The Mythical Shazam

When I first started getting interested in Computer Science, for the most part, I was able to reason out how most technologies probably worked. The idea of a binary search tree is fairly intuitive when you've used Microsoft Windows before and searched through their file structure. I didn't know how to code, but I had a reasonable understanding of at least a few data structures. But one app always completely blew my mind whenever I tried to understand how it functioned the way it did. That app was Shazam.

When I use something like IMDB, I type a famous persons' name into the search bar, and they pop right up, with a list of every movie they've ever acted in. You can then click on any of those movies or TV shows, and get a list of every actor involved with that project. This is an impressive bit of technology, but the how of it never seemed too wild to me. Very likely, there is a database somewhere, and since you're typing in the name, there is some type of matching process where what you typed in is searched for with relative ease, and then there would be some sort of relationship that connects all of those projects to that actor, which are in turn displayed when you hit enter on your search. I didn't know all the details, but I had a basic understanding of what was likely happening behind the scenes.

With Shazam, I had no concept of what was going on, and as a result, it always seemed like magic. Think about it, for a second, through the lens of someone that doesn't understand anything about Computer Science. You hear a song playing, likely in a place with a fair amount of ambient sound, you open up Shazam and hit listen. It doesn't matter what part of the song it is, it just has to get any 15 second clip of the song, and within another couple of seconds, its telling you the title, album, and artist of that song. Incredible. The only thing I could imagine is that a database exists, with every single song ever, and not just every single song, but every 15 second increment of every single song ever, and that when you send it a sound file, it somehow filters out the ambient sound, compares that sound byte to its entire database, finds a result, and returns it to you so quickly that the song you're listening to is very likely still playing.

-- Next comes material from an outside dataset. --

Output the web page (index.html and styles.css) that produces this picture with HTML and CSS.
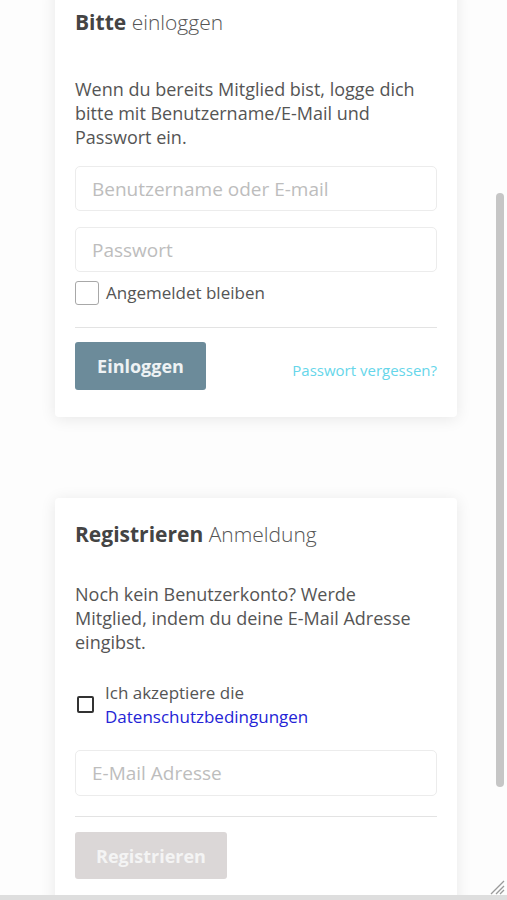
FILE: index.html
```html
<!DOCTYPE html>
<html lang="de">
<head>
<meta charset="utf-8">
<title>Login</title>
<link rel="stylesheet" href="styles.css">
</head>
<body>
<main class="page">
  <section class="card card-login">
    <h2 class="card-title"><strong>Bitte</strong> einloggen</h2>
    <p class="card-text">Wenn du bereits Mitglied bist, logge dich bitte mit Benutzername/E-Mail und Passwort ein.</p>
    <input class="field" type="text" placeholder="Benutzername oder E-mail">
    <input class="field" type="password" placeholder="Passwort">
    <label class="remember">
      <span class="box"></span>
      <span>Angemeldet bleiben</span>
    </label>
    <hr class="divider">
    <div class="actions">
      <button class="btn btn-primary" type="button">Einloggen</button>
      <a class="forgot" href="#">Passwort vergessen?</a>
    </div>
  </section>

  <section class="card card-register">
    <h2 class="card-title"><strong>Registrieren</strong> Anmeldung</h2>
    <p class="card-text text-register">Noch kein Benutzerkonto? Werde Mitglied, indem du deine E-Mail Adresse eingibst.</p>
    <label class="accept">
      <span class="box-small"></span>
      <span class="accept-text">Ich akzeptiere die<br><a href="#" class="privacy">Datenschutzbedingungen</a></span>
    </label>
    <input class="field field-email" type="email" placeholder="E-Mail Adresse">
    <hr class="divider divider-register">
    <button class="btn btn-disabled" type="button">Registrieren</button>
  </section>
</main>

<div class="scroll-thumb"></div>
<svg class="resize" width="18" height="18" viewBox="0 0 18 18">
  <path d="M17 4 L4 17 M17 9 L9 17 M17 13 L13 17" stroke="#9a9a9a" stroke-width="1.3" fill="none"/>
</svg>
<div class="bottom-strip"></div>
</body>
</html>
```

FILE: styles.css
```css
html, body {
  margin: 0;
  padding: 0;
  height: 100%;
  overflow: hidden;
}

body {
  background: #fdfdfd;
  font-family: "Open Sans", "Liberation Sans", sans-serif;
  color: #555;
}

.page {
  display: flex;
  flex-direction: column;
  padding-left: 55px;
  width: 402px;
}

.card {
  background: #fff;
  border-radius: 4px;
  box-shadow: 0 2px 16px rgba(0, 0, 0, 0.09);
  padding: 22px 20px 27px 20px;
  display: flex;
  flex-direction: column;
}

.card-login {
  margin-top: -14px;
}

.card-register {
  margin-top: 81px;
  padding-bottom: 40px;
}

.card-title {
  margin: 0;
  font-size: 21px;
  line-height: 28px;
  font-weight: 300;
  color: #555;
}

.card-title strong {
  font-weight: 700;
  color: #444;
}

.card-text {
  margin: 41px 0 0 0;
  font-size: 18px;
  line-height: 24px;
  color: #555;
}

.text-register {
  margin-top: 34px;
  max-width: 340px;
}

.field {
  box-sizing: border-box;
  height: 45px;
  margin-top: 17px;
  width: 100%;
  border: 1px solid #ececec;
  border-radius: 5px;
  padding: 0 16px;
  font-family: inherit;
  font-size: 19px;
  color: #555;
  background: #fff;
  outline: none;
}

.field + .field {
  margin-top: 16px;
}

.field::placeholder {
  color: #bdbdbd;
}

.remember {
  display: flex;
  align-items: center;
  gap: 7px;
  margin-top: 9px;
  font-size: 17px;
  line-height: 24px;
  color: #555;
}

.box {
  box-sizing: border-box;
  width: 24px;
  height: 24px;
  border: 1.5px solid #a8a8a8;
  border-radius: 3px;
  background: #fff;
}

.divider {
  border: 0;
  border-top: 1px solid #e3e3e3;
  margin: 22px 0 0 0;
}

.actions {
  display: flex;
  justify-content: space-between;
  align-items: center;
  margin-top: 14px;
}

.btn {
  border: 0;
  border-radius: 3px;
  font-family: inherit;
  font-weight: 700;
  font-size: 18px;
  height: 48px;
  padding: 0 10px;
  cursor: pointer;
}

.btn-primary {
  background: #6c8b9a;
  color: #eef2f4;
  width: 131px;
}

.forgot {
  font-size: 15px;
  color: #66d6ea;
  text-decoration: none;
  padding-top: 8px;
}

.accept {
  display: flex;
  align-items: flex-start;
  gap: 11px;
  margin-top: 27px;
  font-size: 17px;
  line-height: 24px;
  color: #555;
}

.box-small {
  box-sizing: border-box;
  width: 17px;
  height: 17px;
  border: 2px solid #333;
  border-radius: 2px;
  margin-left: 2px;
  margin-top: 15px;
  flex: none;
}

.privacy {
  color: #2424d6;
  text-decoration: none;
}

.field.field-email {
  margin-top: 21px;
  height: 46px;
}

.divider-register {
  margin-top: 20px;
}

.btn-disabled {
  align-self: flex-start;
  margin-top: 15px;
  width: 152px;
  height: 47px;
  background: #dbd7d7;
  color: #f4f4f4;
}

.scroll-thumb {
  position: fixed;
  left: 496px;
  top: 193px;
  width: 8px;
  height: 594px;
  border-radius: 4px;
  background: #c6c6c6;
}

.resize {
  position: fixed;
  left: 487px;
  top: 877px;
}

.bottom-strip {
  position: fixed;
  left: 0;
  right: 0;
  bottom: 0;
  height: 5px;
  background: #dedede;
}
```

One of the things that made me so interested in Computer Science was wanting to understand the secret sauce that went into making something like Shazam possible. It wasn't until I took Data Structures during my 3rd semester at Nassau Community College that I finally found my answer. It turns out that the creators of the Shazam app actually wrote a fairly succinct paper that explains exactly how they are capable of getting such a quick answer to such a seemingly difficult problem.

The first major step was the development of a 'fingerprinting' process. This process, when a song is put through it, will output a hash token that is unique to every other songs output, but if the same song is put through this process more than once, it will always return the same token. Similar to a fingerprint, each song returns a unique token, and importantly, this process is repeatable. On the back end, they run through their roughly two million song database, applying this process to each one of them, and storing the resultant hash token. This part very likely took quite some time, but as an end user, you don't experience the downside of this process on your end. The time of the song doesn't matter so much in the process of creating a hash because of the repetitive nature of most music. Most songs have a consistent rhythm, and a repetitive melody, as well as a chorus that repeats. If a song doesn't do any of that, then that will make it even more unique, and even easier to create a unique hash token for in a short time span.

The music is filtered for noise pollution through a complicated spectogram. I'm not even going to pretend I fully understand their process here, because I haven't studied it enough to fully get what's going on here, but the gist of it is that they were able to recognize music vs ambient sound based on the higher energy content in music than in outside sounds, and because of that, they could strip away anything that wasn't classified as music.

In terms of data structures, the real secret sauce here was the usage of a hash table. Essentially, because every song is pre-loaded into the back-end database with a unique hash token, all that happens from the users end is the application listens to a song, builds a unique hash token, searches the database for that hash token, and returns the value associated with that token if it exists in the database, near instantaneously. This works in near instant-time, regardless of the size of the database, because hash tables know exactly where the data they're looking for are stored based on the given hash. In computer science speak, the run time is O(1). It's as if you had a magic door, where what was behind the door changed based on the key you used to open it. In this analogy, the key you have is the question, and whatever is behind the door will give you the answer.

The true answer here is a lot more technical than that, I highly recommend reading the paper about it here, but the point is that by understanding how hash tables work, you can gain a basic understanding of what exactly was accomplished in the design of the Shazam app. Even knowing how it works, it still feels like magic to me.